Speed up draw-call-bound apps with index range cache

Previously, we were looping through the entire
index buffer (can be 10^3-10^4+ items) on every
draw call, in order to find min/max vertex index.
This operation often consumes half or more
of the time taken per draw call (from systrace).

The min/max vertex index are required if:
- we are in some "immediate array" mode where
  we got an array passed as "offset" argument of
  glDrawElements (i.e., index buffer 0 bound)
- validation (dEQP tests, debugging draw calls
  where vertex buffer out-of-bounds is in question)

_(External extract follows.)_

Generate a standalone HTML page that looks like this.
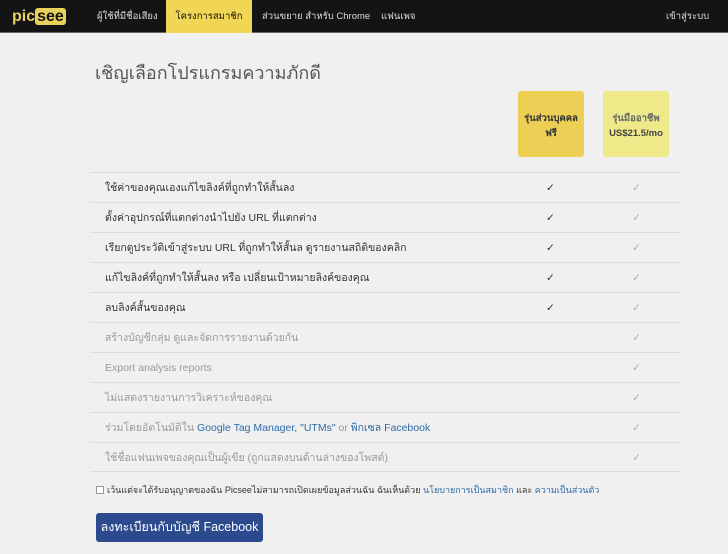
<!DOCTYPE html>
<html><head><meta charset="utf-8"><style>
*{margin:0;padding:0;box-sizing:border-box}
body{width:728px;height:554px;overflow:hidden;background:#f0f0f0;font-family:"Liberation Sans","DejaVu Sans",sans-serif;position:relative;color:#333}
.nav{position:absolute;left:0;top:0;width:728px;height:33px;background:#141316;border-bottom:1px solid #666}
.nav span{position:absolute;top:0;height:33px;line-height:33px;font-size:9.5px;color:#ddd;white-space:nowrap}
.logo{position:absolute;left:12px;top:8px;font-weight:bold;font-size:16px;color:#e8d25a}
.logo b{background:#e8d25a;color:#141316;border-radius:3px;padding:0 2px}
.act{background:#f1d656;color:#111!important}
h1{position:absolute;left:95px;top:58px;font-size:18px;font-weight:normal;color:#555}
.badge{position:absolute;top:91px;width:66px;height:66px;border-radius:3px;font-size:9.5px;font-weight:bold;text-align:center;padding-top:20px;line-height:15px}
.row{position:absolute;left:90px;width:590px;height:30px;border-top:1px solid #ddd;font-size:10.5px;line-height:30px;padding-left:15px}
.row i{position:absolute;font-style:normal;top:0}
.c1{left:456px;color:#333}.c2{left:542px;color:#aaa}
.g{color:#999}
a{color:#2d6aa8;text-decoration:none}
.chk{position:absolute;left:96px;top:483px;font-size:9px;color:#333}
.chk em{display:inline-block;width:8px;height:8px;border:1px solid #999;background:#fff;vertical-align:-1px;margin-right:3px}
.btn{position:absolute;left:96px;top:513px;width:167px;height:29px;background:#2c4a8e;color:#fff;border-radius:3px;font-size:12.5px;line-height:29px;text-align:center}
</style></head><body>
<div class="nav">
<div class="logo">pic<b>see</b></div>
<span style="left:97px">ผู้ใช้ที่มีชื่อเสียง</span>
<span class="act" style="left:166px;width:86px;text-align:center">โครงการสมาชิก</span>
<span style="left:262px">ส่วนขยาย สำหรับ Chrome</span>
<span style="left:381px">แฟนเพจ</span>
<span style="left:666px">เข้าสู่ระบบ</span>
</div>
<h1>เชิญเลือกโปรแกรมความภักดี</h1>
<div class="badge" style="left:518px;background:#edcf55;color:#333">รุ่นส่วนบุคคล<br>ฟรี</div>
<div class="badge" style="left:603px;background:#eeea8a;color:#666">รุ่นมืออาชีพ<br><span style="color:#444">US$21.5/mo</span></div>
<div class="row" style="top:172px">ใช้ค่าของคุณเองแก้ไขลิงค์ที่ถูกทำให้สั้นลง<i class="c1">✓</i><i class="c2">✓</i></div>
<div class="row" style="top:202px">ตั้งค่าอุปกรณ์ที่แตกต่างนำไปยัง URL ที่แตกต่าง<i class="c1">✓</i><i class="c2">✓</i></div>
<div class="row" style="top:232px">เรียกดูประวัติเข้าสู่ระบบ URL ที่ถูกทำให้สั้นล ดูรายงานสถิติของคลิก<i class="c1">✓</i><i class="c2">✓</i></div>
<div class="row" style="top:262px">แก้ไขลิงค์ที่ถูกทำให้สั้นลง หรือ เปลี่ยนเป้าหมายลิงค์ของคุณ<i class="c1">✓</i><i class="c2">✓</i></div>
<div class="row" style="top:292px">ลบลิงค์สั้นของคุณ<i class="c1">✓</i><i class="c2">✓</i></div>
<div class="row g" style="top:322px">สร้างบัญชีกลุ่ม ดูและจัดการรายงานด้วยกัน<i class="c2">✓</i></div>
<div class="row g" style="top:352px">Export analysis reports<i class="c2">✓</i></div>
<div class="row g" style="top:382px">ไม่แสดงรายงานการวิเคราะห์ของคุณ<i class="c2">✓</i></div>
<div class="row g" style="top:412px">ร่วมโดยอัตโนมัติใน <a>Google Tag Manager, "UTMs"</a> or <a>พิกเซล Facebook</a><i class="c2">✓</i></div>
<div class="row g" style="top:442px;border-bottom:1px solid #ddd">ใช้ชื่อแฟนเพจของคุณเป็นผู้เขีย (ถูกแสดงบนด้านล่างของโพสต์)<i class="c2">✓</i></div>
<div class="chk"><em></em>เว้นแต่จะได้รับอนุญาตของฉัน Picseeไม่สามารถเปิดเผยข้อมูลส่วนฉัน ฉันเห็นด้วย <a>นโยบายการเป็นสมาชิก</a> และ <a>ความเป็นส่วนตัว</a></div>
<div class="btn">ลงทะเบียนกับบัญชี Facebook</div>
</body></html>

ANGLE uses the concept of an "index range cache"
in order to avoid recalculating index ranges
that are known already.

This CL incorporates the IndexRangeCache class
from ANGLE, greatly improving glDrawElements run time
by making it not depend on the size of the index buffer.

It also makes a slight further tweak: if
we do not flush every draw call, but instead
every two draw calls, we have lower pipe overhead
and can get about 1 FPS more.

The performance improvement: ~10-20% FPS on
non-draw-call-limited GPUs.

Linux, Quadro K2200: Antutu v6: ~35->~40 FPS

No dEQP GLES2 or EGL regressions were found.

Change-Id: I29be0f405c6d3e3257e212912c6af6c6f3e12fa7
diff --git a/shared/OpenglCodecCommon/GLSharedGroup.cpp b/shared/OpenglCodecCommon/GLSharedGroup.cpp
index b079b6d..1f7c629 100755
--- a/shared/OpenglCodecCommon/GLSharedGroup.cpp
+++ b/shared/OpenglCodecCommon/GLSharedGroup.cpp
@@ -278,6 +278,8 @@
 
     //it's safe to update now
     memcpy((char*)buf->m_fixedBuffer.ptr() + offset, data, size);
+
+    buf->m_indexRangeCache.invalidateRange((size_t)offset, (size_t)size);
     return GL_NO_ERROR;
 }